While the biggest holding companies have lost billions in market capitalization in recent years, Oliver, an agency that specializes in helping brands like Unilever develop their own in-house teams, claims to have grown at an annual rate of more than 60% since its founding in 2004. Jones's conglomerate You and Mr. Jones acquired a majority stake in Oliver in January.
Greg Paull, founder of management consultancy R3, said the profit margins for onsite operations tend to be in the single digits, which is lower than standard services.
The agency executives who spoke to Business Insider agreed that such models cannot succeed if their main selling point is price. But savings are almost always a key factor.
StubHub recently stopped using nearly all its agencies in part to save money. Senior Director of Global Brand Marketing Meg Ciarallo said she assembled her own team with help of another in-housing firm called Undnyable rather than taking the embedded approach, arguing that her own creative staffers know the brand better.
Most holding companies don't actively promote their in-housing divisions
Other agencies provide similar in-housing services, even if they don't discuss it publicly.
For example, MRM//McCann has a division called Inside through which about 10 percent of the agency's employees are embedded with clients, but parent IPG does not openly promote the division.

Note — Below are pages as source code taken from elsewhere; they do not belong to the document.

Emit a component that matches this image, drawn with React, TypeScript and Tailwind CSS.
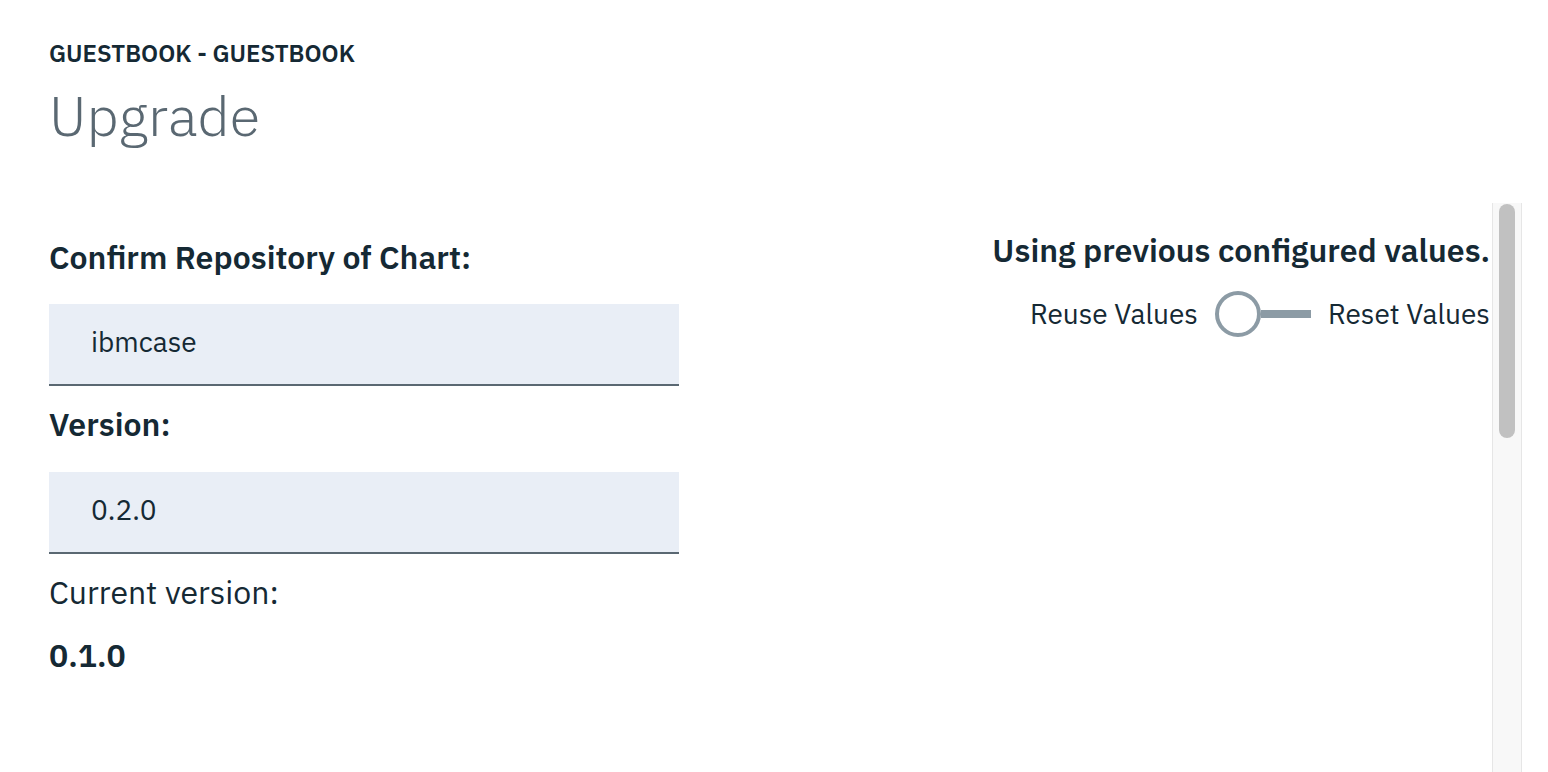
import React from "react";

const labelStyles = "text-[32px] font-semibold leading-[40px]";
const fieldStyles =
  "flex h-[82px] w-[630px] items-center border-b-2 border-[#5a6872] bg-[#e9eef6] pb-[4px] pl-[42px] text-[28px] leading-[28px]";

function Toggle() {
  return (
    <div className="flex items-center">
      <div className="h-[46px] w-[46px] rounded-full border-[4px] border-[#8c9ba5] bg-white" />
      <div className="h-[8px] w-[50px] bg-[#8c9ba5]" />
    </div>
  );
}

export default function App() {
  return (
    <div className="h-[772px] w-[1548px] overflow-hidden bg-white font-['IBM_Plex_Sans',Roboto,sans-serif] text-[#152934]">
      <div className="pl-[49px] pt-[39px]">
        <p className="text-[24px] font-semibold leading-[28px]">
          GUESTBOOK - GUESTBOOK
        </p>
        <h1 className="mt-[16px] text-[56px] font-light leading-[64px] text-[#5a6872]">
          Upgrade
        </h1>
      </div>

      <div className="mt-[56px] flex h-[569px] pl-[49px] pr-[26px]">
        <div className="flex flex-1 justify-between pr-[2px]">
          <div className="w-[630px] pt-[34px]">
            <p className={labelStyles}>Confirm Repository of Chart:</p>
            <div className={"mt-[27px] " + fieldStyles}>ibmcase</div>
            <p className={"mt-[18px] " + labelStyles}>Version:</p>
            <div className={"mt-[28px] " + fieldStyles}>0.2.0</div>
            <p className="mt-[18px] text-[32px] leading-[40px]">Current version:</p>
            <p className="mt-[23px] text-[32px] font-semibold leading-[40px]">0.1.0</p>
          </div>
          <div className="flex flex-col items-end pt-[27px]">
            <p className={labelStyles}>Using previous configured values.</p>
            <div className="mt-[21px] flex items-center gap-[17px] text-[28px] leading-[28px]">
              <span>Reuse Values</span>
              <Toggle />
              <span>Reset Values</span>
            </div>
          </div>
        </div>
        <div className="flex w-[30px] justify-center border-x border-[#e6e6e6] bg-[#f8f8f8] pt-[1px]">
          <div className="h-[234px] w-[16px] rounded-full bg-[#c1c1c1]" />
        </div>
      </div>
    </div>
  );
}
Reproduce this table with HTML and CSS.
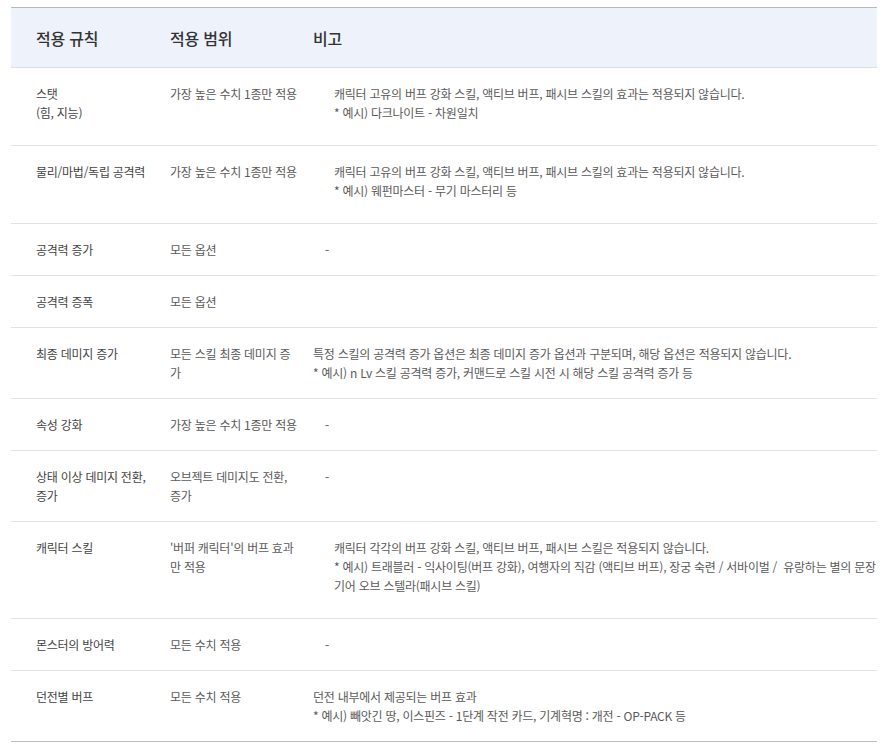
FILE: index.html
```html
<!DOCTYPE html>
<html lang="ko">
<head>
<meta charset="utf-8">
<link rel="stylesheet" href="styles.css">
</head>
<body>
<table class="rules">
  <colgroup>
    <col class="c1"><col class="c2"><col class="c3">
  </colgroup>
  <thead>
    <tr><th>적용 규칙</th><th>적용 범위</th><th>비고</th></tr>
  </thead>
  <tbody>
    <tr>
      <td class="name">스탯<br>(힘, 지능)</td>
      <td>가장 높은 수치 1종만 적용</td>
      <td><div class="note">캐릭터 고유의 버프 강화 스킬, 액티브 버프, 패시브 스킬의 효과는 적용되지 않습니다.<br>* 예시) 다크나이트 - 차원일치</div></td>
    </tr>
    <tr>
      <td class="name">물리/마법/독립 공격력</td>
      <td>가장 높은 수치 1종만 적용</td>
      <td><div class="note">캐릭터 고유의 버프 강화 스킬, 액티브 버프, 패시브 스킬의 효과는 적용되지 않습니다.<br>* 예시) 웨펀마스터 - 무기 마스터리 등</div></td>
    </tr>
    <tr>
      <td class="name">공격력 증가</td>
      <td>모든 옵션</td>
      <td><span class="dash">-</span></td>
    </tr>
    <tr>
      <td class="name">공격력 증폭</td>
      <td>모든 옵션</td>
      <td></td>
    </tr>
    <tr>
      <td class="name">최종 데미지 증가</td>
      <td>모든 스킬 최종 데미지 증<br>가</td>
      <td>특정 스킬의 공격력 증가 옵션은 최종 데미지 증가 옵션과 구분되며, 해당 옵션은 적용되지 않습니다.<br>* 예시) n Lv 스킬 공격력 증가, 커맨드로 스킬 시전 시 해당 스킬 공격력 증가 등</td>
    </tr>
    <tr>
      <td class="name">속성 강화</td>
      <td>가장 높은 수치 1종만 적용</td>
      <td><span class="dash">-</span></td>
    </tr>
    <tr>
      <td class="name">상태 이상 데미지 전환,<br>증가</td>
      <td>오브젝트 데미지도 전환,<br>증가</td>
      <td><span class="dash">-</span></td>
    </tr>
    <tr>
      <td class="name">캐릭터 스킬</td>
      <td>'버퍼 캐릭터'의 버프 효과<br>만 적용</td>
      <td><div class="note">캐릭터 각각의 버프 강화 스킬, 액티브 버프, 패시브 스킬은 적용되지 않습니다.<br>* 예시) 트래블러 - 익사이팅(버프 강화), 여행자의 직감 (액티브 버프), 장궁 숙련 / 서바이벌 /&nbsp; 유랑하는 별의 문장<br>기어 오브 스텔라(패시브 스킬)</div></td>
    </tr>
    <tr>
      <td class="name">몬스터의 방어력</td>
      <td>모든 수치 적용</td>
      <td><span class="dash">-</span></td>
    </tr>
    <tr class="last">
      <td class="name">던전별 버프</td>
      <td>모든 수치 적용</td>
      <td>던전 내부에서 제공되는 버프 효과<br>* 예시) 빼앗긴 땅, 이스핀즈 - 1단계 작전 카드, 기계혁명 : 개전 - OP-PACK 등</td>
    </tr>
  </tbody>
</table>
</body>
</html>
```

FILE: styles.css
```css
html, body {
  margin: 0;
  padding: 0;
  background: #ffffff;
}

body {
  padding: 7px 0 0 11px;
  font-family: "Noto Sans CJK KR", "Noto Sans", sans-serif;
}

.rules {
  width: 866px;
  border-collapse: collapse;
  table-layout: fixed;
  border-top: 1px solid #b8b8b8;
  border-bottom: 1px solid #bdbdbd;
}

.c1 { width: 159px; }
.c2 { width: 143px; }

.rules th {
  height: 59px;
  padding: 0;
  background: #edf2fb;
  border-bottom: 1px solid #d9dde4;
  text-align: left;
  font-size: 16px;
  font-weight: 500;
  letter-spacing: -0.2px;
  color: #333333;
  vertical-align: middle;
}

.rules th:first-child,
.rules td:first-child {
  padding-left: 25px;
}

.rules td {
  padding: 16px 0 16px 0;
  border-bottom: 1px solid #e3e3e3;
  vertical-align: top;
  font-size: 12px;
  line-height: 19px;
  letter-spacing: -0.25px;
  color: #5a5a5a;
  white-space: nowrap;
}

.rules td.name {
  color: #444444;
}

.rules tr.last td {
  border-bottom: none;
}

.note {
  padding: 0 0 7px 21px;
}

.dash {
  padding-left: 12px;
}
```
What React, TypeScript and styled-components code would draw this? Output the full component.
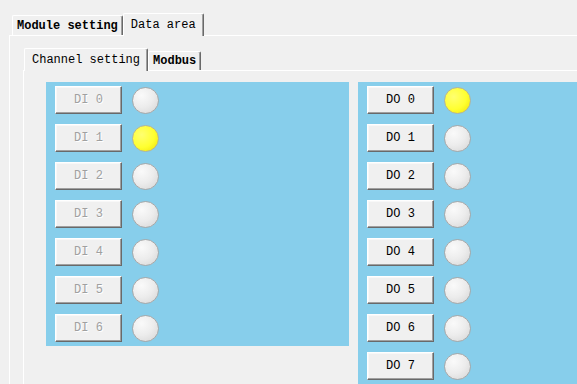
import React from "react";
import styled, { createGlobalStyle } from "styled-components";

const GlobalStyle = createGlobalStyle`
  body {
    margin: 0;
    background: #f0f0f0;
    font-family: "Liberation Mono", "DejaVu Sans Mono", monospace;
  }
`;

const Page = styled.div`
  width: 577px;
  height: 384px;
  overflow: hidden;
  box-sizing: border-box;
  padding: 13px 0 0 9px;
  background: #f0f0f0;
`;

const TabStrip = styled.div<{ inset: number; height: number }>`
  display: flex;
  align-items: flex-end;
  padding-left: ${(p) => p.inset}px;
  height: ${(p) => p.height}px;
  position: relative;
  z-index: 1;
`;

const Tab = styled.div<{ selected?: boolean; h: number }>`
  box-sizing: border-box;
  height: ${(p) => p.h}px;
  padding: ${(p) => (p.selected ? "0 7px" : "0 4px")};
  margin-bottom: ${(p) => (p.selected ? "-1px" : "0")};
  display: flex;
  align-items: center;
  background: #f0f0f0;
  border: 1px solid;
  border-color: #ffffff #696969 transparent #ffffff;
  border-bottom: none;
  border-radius: 2px 2px 0 0;
  box-shadow: inset -1px 0 0 #a0a0a0;
  font-size: 12px;
  font-weight: ${(p) => (p.selected ? "normal" : "bold")};
  color: #000;
  white-space: nowrap;
`;

const Panel = styled.div<{ pad: string }>`
  border-top: 1px solid #ffffff;
  border-left: 1px solid #ffffff;
  padding: ${(p) => p.pad};
  height: 100%;
  box-sizing: border-box;
`;

const Area = styled.div`
  display: flex;
  align-items: flex-start;
  gap: 9px;
`;

const BluePanel = styled.div<{ grow?: boolean }>`
  background: #87ceeb;
  box-sizing: border-box;
  width: ${(p) => (p.grow ? "auto" : "303px")};
  flex: ${(p) => (p.grow ? "1" : "none")};
  padding: 4px 0 ${(p) => (p.grow ? "20px" : "4px")} 9px;
  display: flex;
  flex-direction: column;
  gap: 10px;
`;

const Row = styled.div`
  display: flex;
  align-items: center;
  gap: 10px;
`;

const ChannelButton = styled.button<{ disabledLook?: boolean }>`
  box-sizing: border-box;
  width: 67px;
  height: 28px;
  padding: 0;
  margin: 0;
  background: #f0f0f0;
  border: 1px solid;
  border-color: #ffffff #696969 #696969 #ffffff;
  box-shadow: inset -1px -1px 0 #a0a0a0, inset 1px 1px 0 #f8f8f8;
  font-family: "Liberation Mono", "DejaVu Sans Mono", monospace;
  font-size: 12px;
  color: ${(p) => (p.disabledLook ? "#a0a0a0" : "#000")};
  text-shadow: ${(p) => (p.disabledLook ? "1px 1px 0 #ffffff" : "none")};
  cursor: default;
`;

const Lamp = styled.div<{ on?: boolean }>`
  box-sizing: border-box;
  width: 27px;
  height: 27px;
  border-radius: 50%;
  border: 1px solid ${(p) => (p.on ? "#b4b498" : "#a8a8a8")};
  background: ${(p) =>
    p.on
      ? "radial-gradient(circle at 35% 35%, #ffff70 0%, #ffff30 55%, #eee000 100%)"
      : "radial-gradient(circle at 35% 30%, #fafafa 0%, #ececec 50%, #d4d4d4 100%)"};
`;

const diLit = [false, true, false, false, false, false, false];
const doLit = [true, false, false, false, false, false, false, false];

export default function App() {
  return (
    <>
      <GlobalStyle />
      <Page>
        <TabStrip inset={3} height={22}>
          <Tab h={20}>Module setting</Tab>
          <Tab h={23} selected>
            Data area
          </Tab>
        </TabStrip>
        <Panel pad="12px 0 0 13px">
          <TabStrip inset={1} height={22}>
            <Tab h={23} selected>
              Channel setting
            </Tab>
            <Tab h={19}>Modbus</Tab>
          </TabStrip>
          <Panel pad="11px 0 0 22px">
            <Area>
              <BluePanel>
                {diLit.map((on, i) => (
                  <Row key={i}>
                    <ChannelButton disabledLook>DI {i}</ChannelButton>
                    <Lamp on={on} />
                  </Row>
                ))}
              </BluePanel>
              <BluePanel grow>
                {doLit.map((on, i) => (
                  <Row key={i}>
                    <ChannelButton>DO {i}</ChannelButton>
                    <Lamp on={on} />
                  </Row>
                ))}
              </BluePanel>
            </Area>
          </Panel>
        </Panel>
      </Page>
    </>
  );
}
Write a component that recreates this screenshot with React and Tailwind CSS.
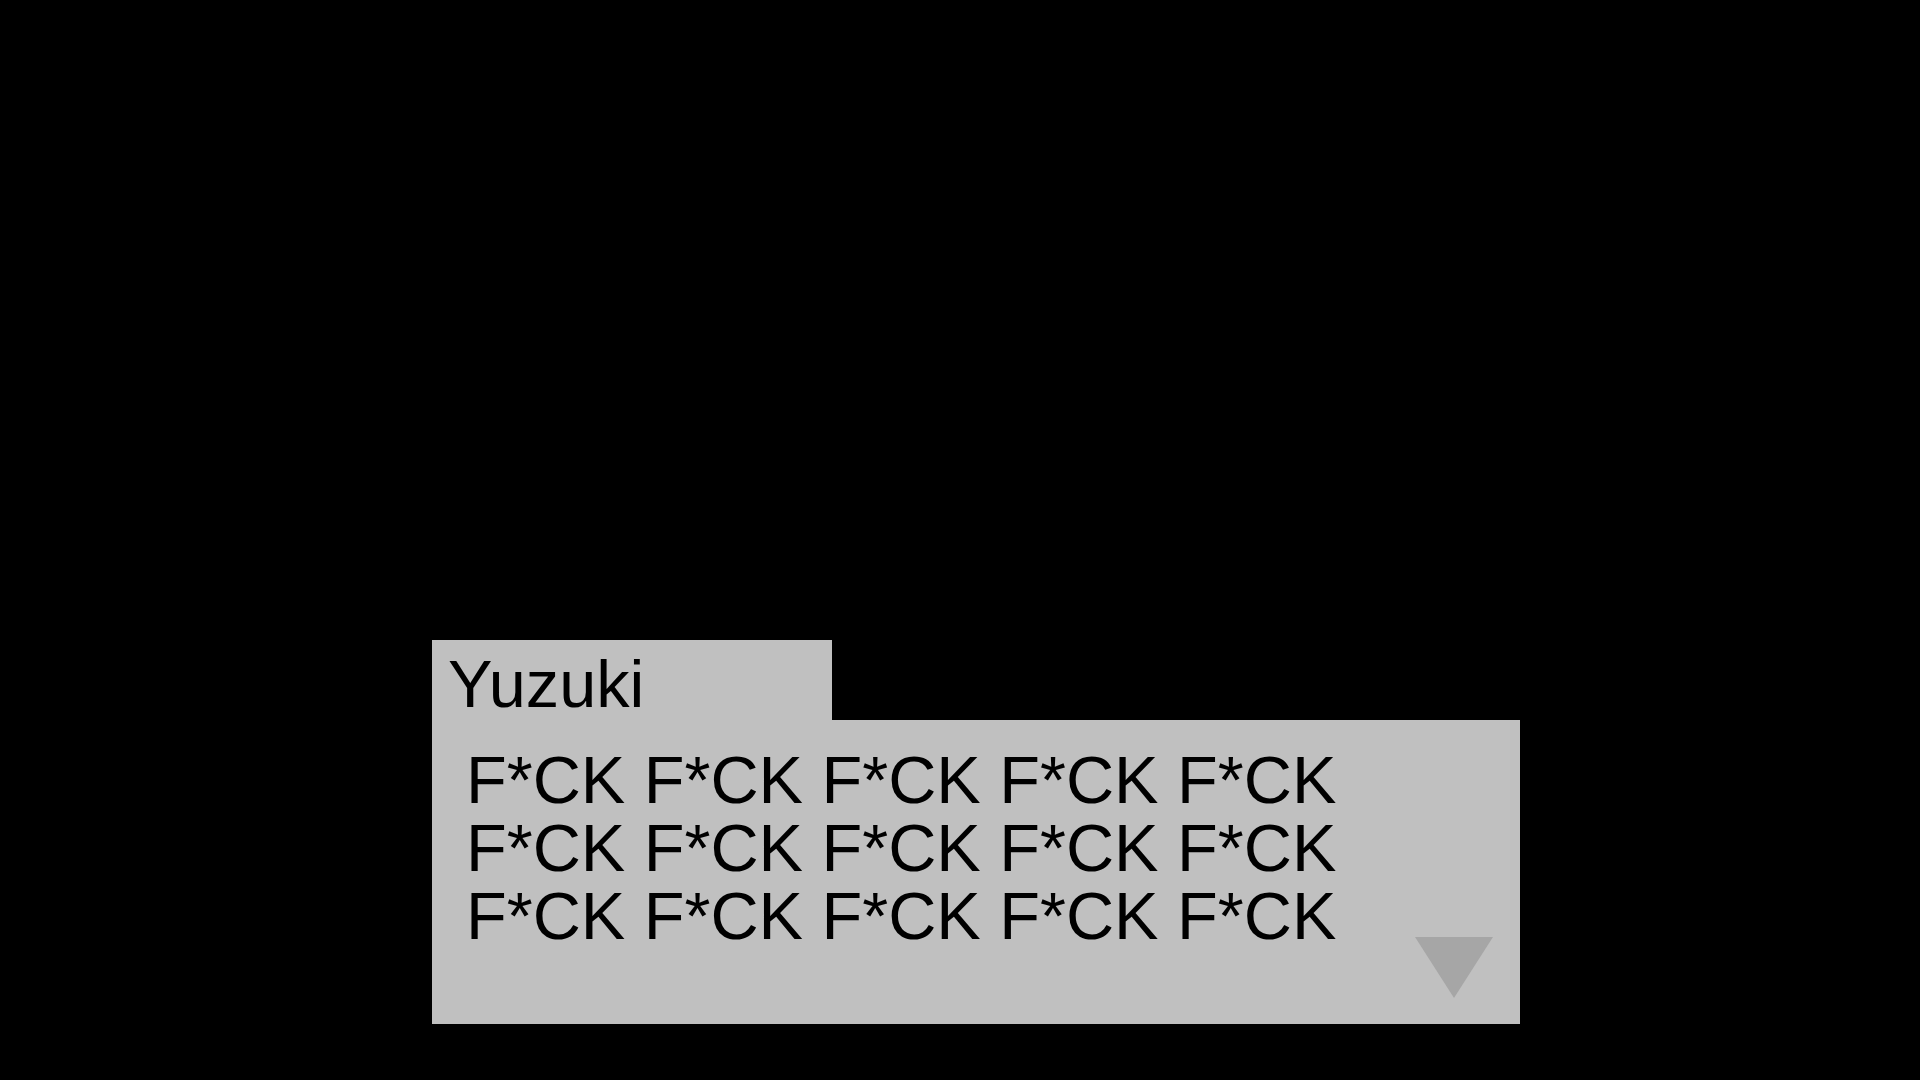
export default function App() {
  const line = "F*CK F*CK F*CK F*CK F*CK";
  return (
    <div
      className="w-[1920px] h-[1080px] bg-black flex flex-col justify-end pl-[432px] pb-[56px] overflow-hidden"
      style={{ fontFamily: '"Liberation Sans", Arial, sans-serif' }}
    >
      <div className="w-[400px] h-[80px] bg-[#c0c0c0] pl-[16px] pt-[10px] text-[66.67px] leading-[68px] text-black">
        Yuzuki
      </div>
      <div className="relative w-[1088px] h-[304px] bg-[#c0c0c0] pl-[34px] pt-[26px] text-[66.67px] leading-[68px] text-black">
        <div>{line}</div>
        <div>{line}</div>
        <div>{line}</div>
        <svg
          className="absolute right-[27px] bottom-[26px]"
          width="78"
          height="61"
          viewBox="0 0 78 61"
        >
          <polygon points="0,0 78,0 39,61" fill="#a6a6a6" />
        </svg>
      </div>
    </div>
  );
}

Omnicom Media Group COO John Swift told Business Insider his company deals with clients' needs on a case-by-case basis and does not see the need to roll out separate brands for such offerings.
"They don't want to deal with a logo soup with all our capabilities packaged in different ways," Swift said.
McCusker of Isobar said that Accelerate is not a product she aims to sell, but a service woven into the entire organization.
Still, it's difficult not to see the public launches of these divisions as an attempt by the holding companies to resist the in-housing trend.